Hyperspectral Image Classification Based on Superpixel Pooling Convolutional Neural Network with Transfer Learning

Deep learning-based hyperspectral image (HSI) classification has attracted more and more attention because of its excellent classification ability. Generally, the outstanding performance of these methods mainly depends on a large number of labeled samples. Therefore, it still remains an ongoing challenge how to integrate spatial structure information into these frameworks to classify the HSI with limited training samples. In this study, an effective spectral-spatial HSI classification scheme is proposed based on superpixel pooling convolutional neural network with transfer learning (SP-CNN). The suggested method includes three stages. The first part consists of convolution and pooling operation, which is a down-sampling process to extract the main spectral features of an HSI. The second part is composed of up-sampling and superpixel (homogeneous regions with adaptive shape and size) pooling to explore the spatial structure information of an HSI. Finally, the hyperspectral data with each superpixel as a basic input rather than a pixel are fed to fully connected neural network.
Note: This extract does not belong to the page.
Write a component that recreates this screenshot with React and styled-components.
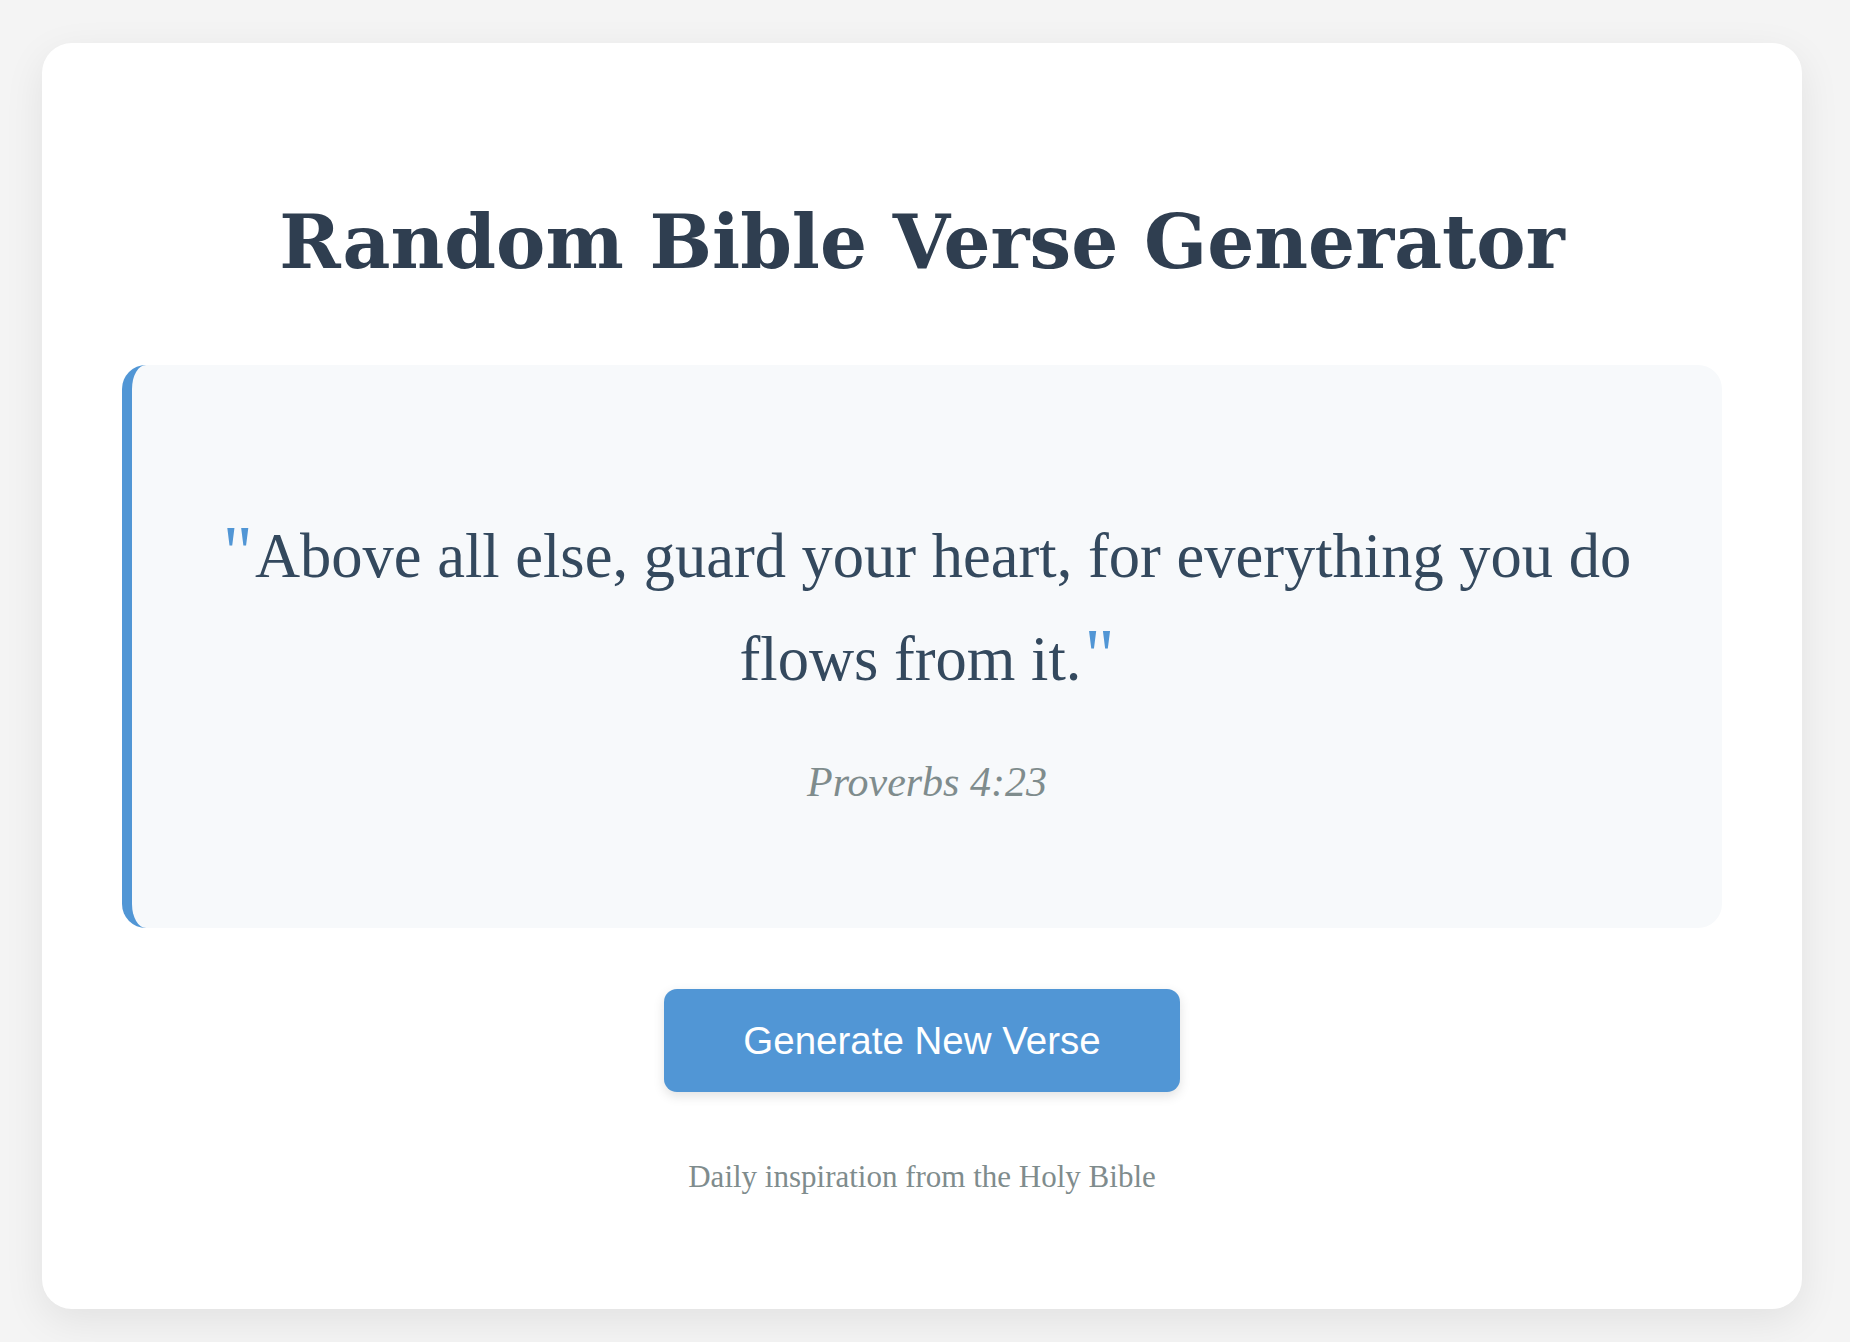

In this method, the spectral and spatial information is effectively fused by using superpixel pooling technique. The use of popular transfer learning technology in the proposed classification framework significantly improves the training efficiency of SP-CNN. To evaluate the effectiveness of the SP-CNN, extensive experiments were conducted on three common real HSI datasets acquired from different sensors. With 30 labeled pixels per class, the overall classification accuracy provided by this method on three benchmarks all exceeded 93%, which was at least 4.55% higher than that of several state-of-the-art approaches. Experimental and comparative results prove that the proposed algorithm can effectively classify the HSI with limited training labels.